**AVAILABLE DATA**:
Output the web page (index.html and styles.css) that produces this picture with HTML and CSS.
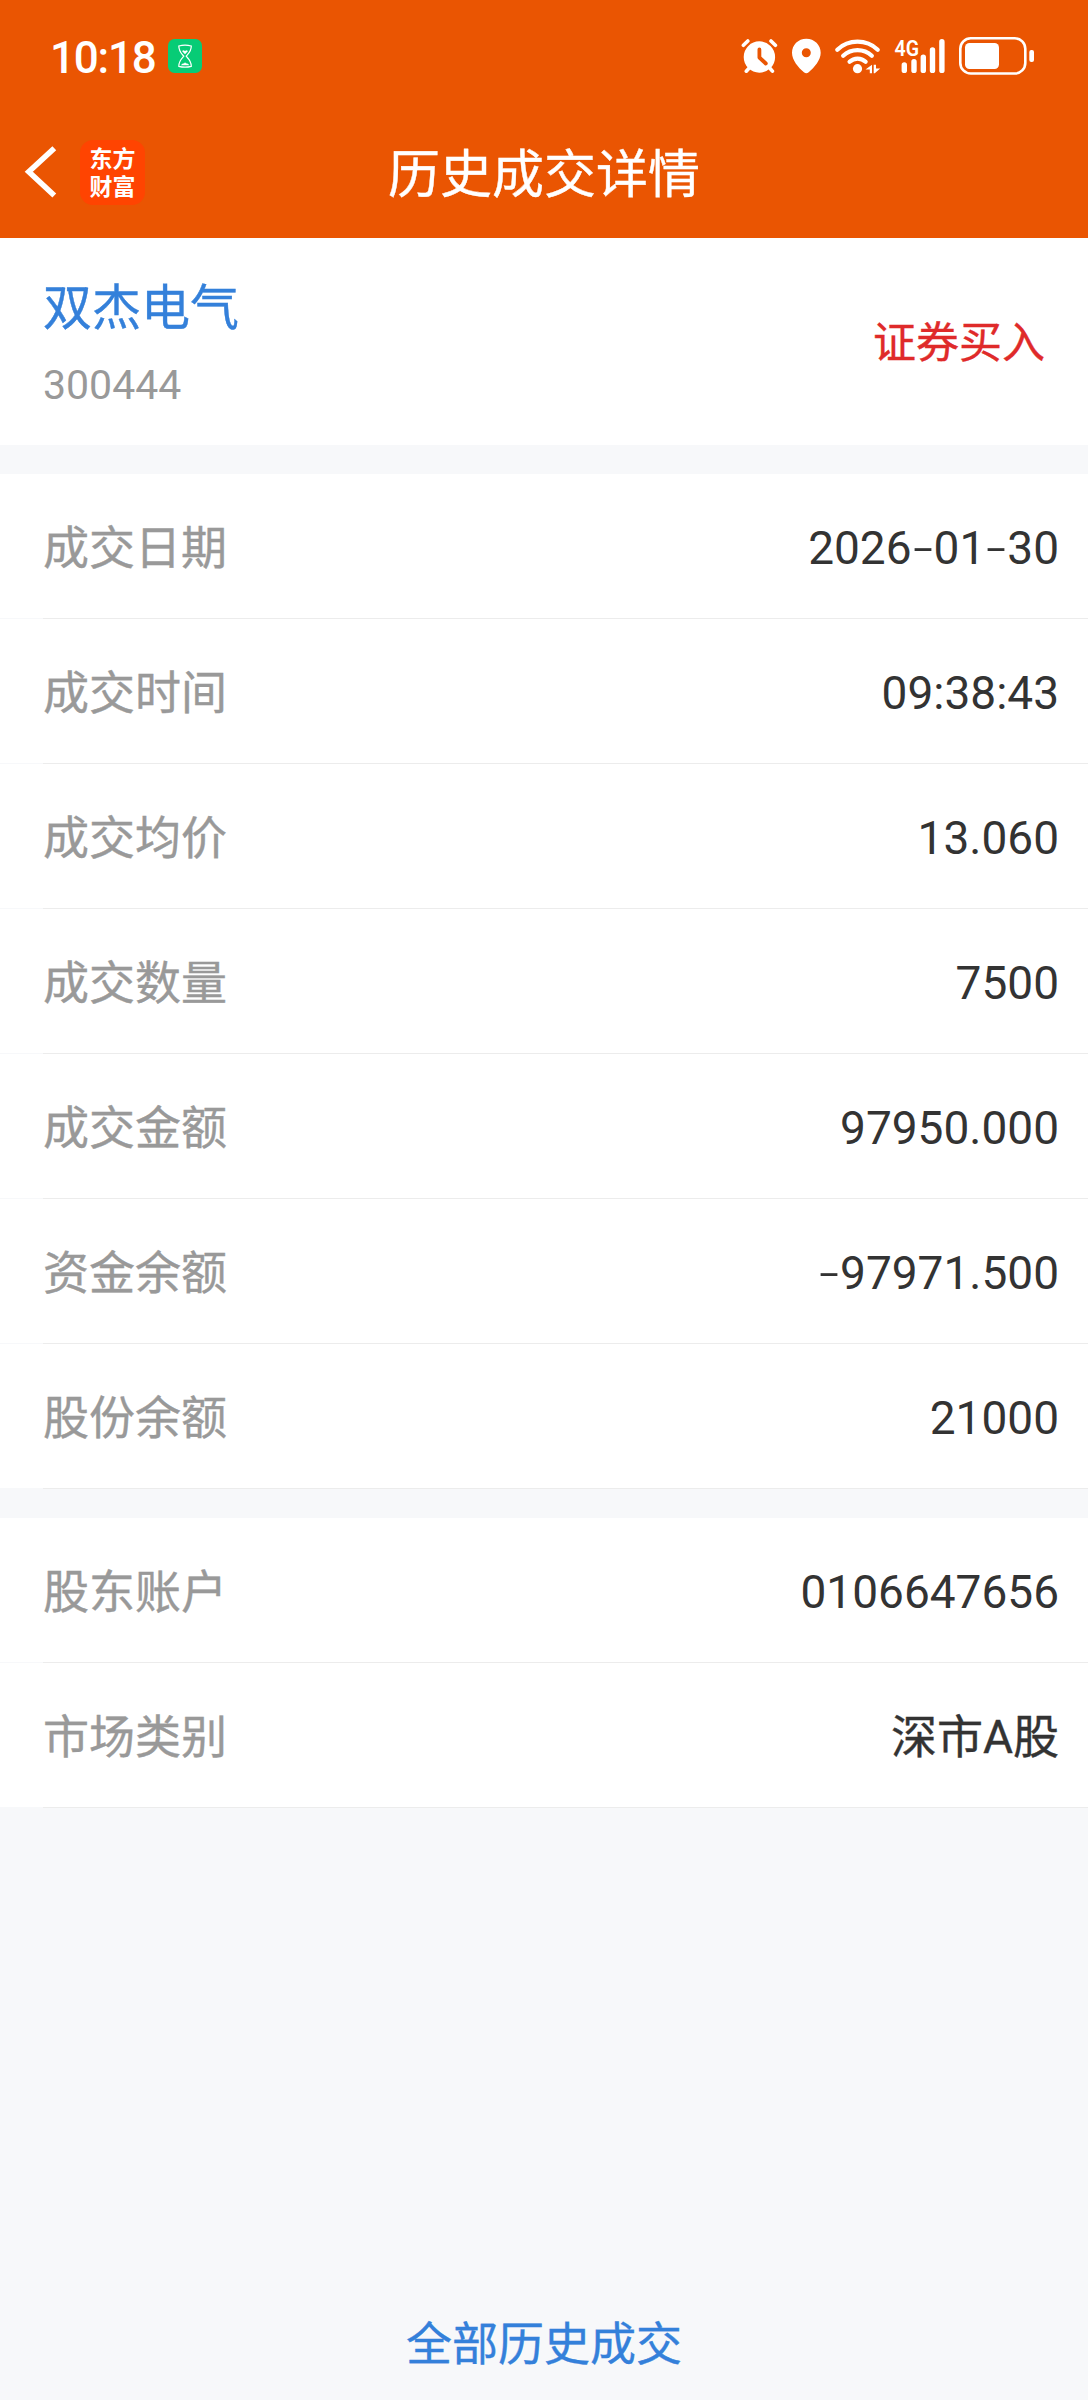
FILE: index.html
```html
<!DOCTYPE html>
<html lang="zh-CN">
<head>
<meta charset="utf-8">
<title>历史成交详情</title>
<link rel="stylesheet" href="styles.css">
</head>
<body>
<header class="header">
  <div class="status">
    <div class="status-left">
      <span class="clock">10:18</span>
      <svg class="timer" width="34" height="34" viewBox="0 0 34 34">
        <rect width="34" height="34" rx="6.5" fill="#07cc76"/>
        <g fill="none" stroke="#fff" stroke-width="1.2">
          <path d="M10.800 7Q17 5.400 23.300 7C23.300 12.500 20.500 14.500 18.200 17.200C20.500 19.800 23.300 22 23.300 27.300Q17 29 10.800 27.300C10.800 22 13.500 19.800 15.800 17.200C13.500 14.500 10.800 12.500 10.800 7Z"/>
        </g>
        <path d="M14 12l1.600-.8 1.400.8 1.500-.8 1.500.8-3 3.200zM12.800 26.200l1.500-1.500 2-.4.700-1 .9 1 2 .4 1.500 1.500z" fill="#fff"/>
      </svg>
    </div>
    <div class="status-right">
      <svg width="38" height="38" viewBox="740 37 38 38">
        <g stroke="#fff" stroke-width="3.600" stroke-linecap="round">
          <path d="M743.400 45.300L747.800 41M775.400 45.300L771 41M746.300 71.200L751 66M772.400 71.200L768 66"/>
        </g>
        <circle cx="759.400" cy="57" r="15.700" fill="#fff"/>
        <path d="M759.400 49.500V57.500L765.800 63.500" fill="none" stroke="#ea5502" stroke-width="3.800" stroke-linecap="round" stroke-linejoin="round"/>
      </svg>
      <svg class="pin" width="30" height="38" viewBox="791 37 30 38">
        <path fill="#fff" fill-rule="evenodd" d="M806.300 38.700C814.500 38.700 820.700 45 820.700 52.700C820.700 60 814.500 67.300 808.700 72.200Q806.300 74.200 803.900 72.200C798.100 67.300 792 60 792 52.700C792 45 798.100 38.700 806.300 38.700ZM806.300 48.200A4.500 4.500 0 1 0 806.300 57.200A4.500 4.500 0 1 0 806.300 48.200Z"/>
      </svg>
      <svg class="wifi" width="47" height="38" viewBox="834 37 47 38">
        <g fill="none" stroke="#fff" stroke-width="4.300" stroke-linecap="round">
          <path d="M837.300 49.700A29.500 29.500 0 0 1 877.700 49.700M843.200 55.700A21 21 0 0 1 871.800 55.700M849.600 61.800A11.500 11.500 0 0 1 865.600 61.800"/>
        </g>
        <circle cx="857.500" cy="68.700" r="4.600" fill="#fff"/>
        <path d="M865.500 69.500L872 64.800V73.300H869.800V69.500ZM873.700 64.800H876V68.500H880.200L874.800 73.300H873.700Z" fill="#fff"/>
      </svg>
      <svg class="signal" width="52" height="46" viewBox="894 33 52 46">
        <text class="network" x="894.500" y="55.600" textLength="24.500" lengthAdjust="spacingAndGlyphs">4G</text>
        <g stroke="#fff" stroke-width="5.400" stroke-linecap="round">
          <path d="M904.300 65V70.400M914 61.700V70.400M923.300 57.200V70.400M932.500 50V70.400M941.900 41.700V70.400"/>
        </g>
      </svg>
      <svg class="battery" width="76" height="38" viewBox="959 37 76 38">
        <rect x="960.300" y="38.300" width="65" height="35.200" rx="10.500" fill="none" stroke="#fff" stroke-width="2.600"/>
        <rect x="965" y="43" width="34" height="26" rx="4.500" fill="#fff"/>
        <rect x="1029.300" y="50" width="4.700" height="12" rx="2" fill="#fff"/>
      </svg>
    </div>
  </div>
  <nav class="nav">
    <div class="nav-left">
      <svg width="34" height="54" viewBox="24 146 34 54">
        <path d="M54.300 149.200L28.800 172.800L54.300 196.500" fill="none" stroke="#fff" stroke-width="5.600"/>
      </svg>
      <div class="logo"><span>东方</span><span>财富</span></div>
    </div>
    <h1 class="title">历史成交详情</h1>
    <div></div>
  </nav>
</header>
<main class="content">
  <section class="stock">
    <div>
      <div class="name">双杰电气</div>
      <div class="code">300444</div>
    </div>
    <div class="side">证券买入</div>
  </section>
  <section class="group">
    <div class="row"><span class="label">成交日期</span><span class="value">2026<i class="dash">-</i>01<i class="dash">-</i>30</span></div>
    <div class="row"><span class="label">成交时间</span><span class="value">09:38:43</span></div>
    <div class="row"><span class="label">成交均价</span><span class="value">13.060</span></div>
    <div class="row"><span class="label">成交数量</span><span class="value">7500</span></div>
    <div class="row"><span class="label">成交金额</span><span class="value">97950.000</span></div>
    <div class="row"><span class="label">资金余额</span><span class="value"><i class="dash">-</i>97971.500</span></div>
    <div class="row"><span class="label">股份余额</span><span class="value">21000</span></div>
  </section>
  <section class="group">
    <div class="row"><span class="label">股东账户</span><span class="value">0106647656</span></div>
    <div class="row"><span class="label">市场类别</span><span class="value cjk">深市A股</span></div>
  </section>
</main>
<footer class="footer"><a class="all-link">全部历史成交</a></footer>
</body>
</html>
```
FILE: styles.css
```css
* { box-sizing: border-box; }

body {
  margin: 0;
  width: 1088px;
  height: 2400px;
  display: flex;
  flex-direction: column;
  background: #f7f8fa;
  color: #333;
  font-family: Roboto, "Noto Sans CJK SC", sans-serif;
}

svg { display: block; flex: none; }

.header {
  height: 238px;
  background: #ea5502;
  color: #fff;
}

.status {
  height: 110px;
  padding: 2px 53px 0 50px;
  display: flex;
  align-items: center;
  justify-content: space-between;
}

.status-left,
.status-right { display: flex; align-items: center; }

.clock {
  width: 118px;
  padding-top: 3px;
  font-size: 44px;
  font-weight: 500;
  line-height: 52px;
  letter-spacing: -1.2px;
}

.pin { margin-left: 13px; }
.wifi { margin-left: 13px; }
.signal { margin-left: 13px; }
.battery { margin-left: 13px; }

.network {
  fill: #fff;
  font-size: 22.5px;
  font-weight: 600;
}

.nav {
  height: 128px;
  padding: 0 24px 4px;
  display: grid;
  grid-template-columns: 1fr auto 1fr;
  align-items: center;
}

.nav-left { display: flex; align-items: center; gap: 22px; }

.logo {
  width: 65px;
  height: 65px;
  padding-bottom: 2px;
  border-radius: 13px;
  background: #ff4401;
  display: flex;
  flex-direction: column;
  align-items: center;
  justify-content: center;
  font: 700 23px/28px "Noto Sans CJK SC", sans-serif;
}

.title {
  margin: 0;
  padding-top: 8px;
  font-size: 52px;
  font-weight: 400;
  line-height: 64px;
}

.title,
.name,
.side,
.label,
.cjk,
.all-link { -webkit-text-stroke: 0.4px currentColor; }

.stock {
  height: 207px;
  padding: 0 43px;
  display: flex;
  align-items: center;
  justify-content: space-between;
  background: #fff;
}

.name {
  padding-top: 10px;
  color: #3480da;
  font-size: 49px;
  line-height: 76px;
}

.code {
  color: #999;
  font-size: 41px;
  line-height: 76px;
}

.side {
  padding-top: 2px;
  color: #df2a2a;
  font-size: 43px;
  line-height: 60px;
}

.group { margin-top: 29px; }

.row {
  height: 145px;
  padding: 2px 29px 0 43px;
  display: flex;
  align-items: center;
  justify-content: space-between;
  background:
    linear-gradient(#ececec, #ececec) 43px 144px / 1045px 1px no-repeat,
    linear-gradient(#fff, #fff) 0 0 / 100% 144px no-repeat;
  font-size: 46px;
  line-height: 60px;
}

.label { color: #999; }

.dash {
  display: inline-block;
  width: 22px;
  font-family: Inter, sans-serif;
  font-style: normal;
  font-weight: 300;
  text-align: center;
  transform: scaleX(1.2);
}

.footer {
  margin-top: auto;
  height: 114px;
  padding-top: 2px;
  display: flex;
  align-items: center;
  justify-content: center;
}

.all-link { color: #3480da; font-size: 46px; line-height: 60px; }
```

**STATED GOAL**: Copy each line above containing the string "styles".

**EXERCISE ANSWER**:
Output the web page (index.html and styles.css) that produces this picture with HTML and CSS.
<link rel="stylesheet" href="styles.css">
FILE: styles.css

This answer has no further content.